Sometimes it has been hard to reach out for help when I feel distressed, so I often resort to writing. To me, journaling is a mix of self-expression and a place for me to gather all my thoughts. It is a form of art where using words as a medium helps in “untangling” my thoughts.
I got my first journal right after my grandfather’s death. My mom bought me a sparkly blue journal to help me cope. We began to fill it with memories and stories of him. Whenever I was missing him, we would write another good memory or read over the other ones. I also had several journals to write in during my travels or road trips. Eventually, I began keeping a journal in the notes section of my iPad and phone.
Throughout my journey with journaling, I have found that it has helped by positively impacting my life. I usually write down the thoughts that are in my mind, even though I wouldn’t necessarily say them out loud. Journaling has helped me express myself when it is hard to verbalize my thoughts. By getting the thoughts and ideas out of my head, I feel that I am allowing myself to be a step closer to mentally letting something go so it doesn’t continue to cause distress.

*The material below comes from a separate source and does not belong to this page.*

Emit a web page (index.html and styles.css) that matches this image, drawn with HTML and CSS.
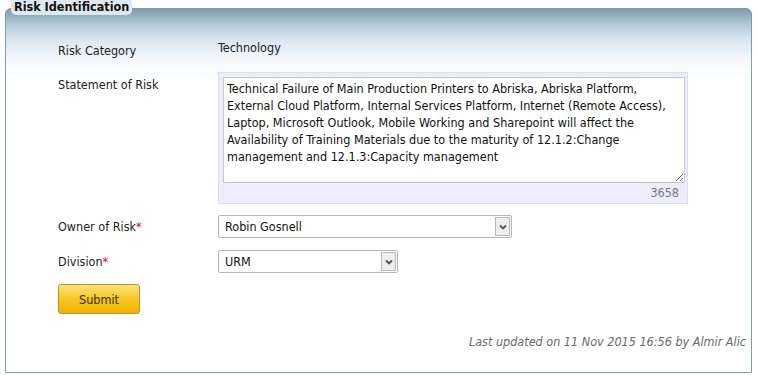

Often, journals are considered secret and personal because people feel that they cannot tell someone certain things. You can feel and think whatever you need with no additional judgment or interruptions. Allowing your thoughts to travel unfiltered directly from your mind to written words without any editing or corrections lets you collect your ideas without having to process it all right away.
Journaling is what you make it to be. The best part is that there are zero instructions, guidelines, or rubrics. Finally, you can only benefit from trying, so why not give it a try?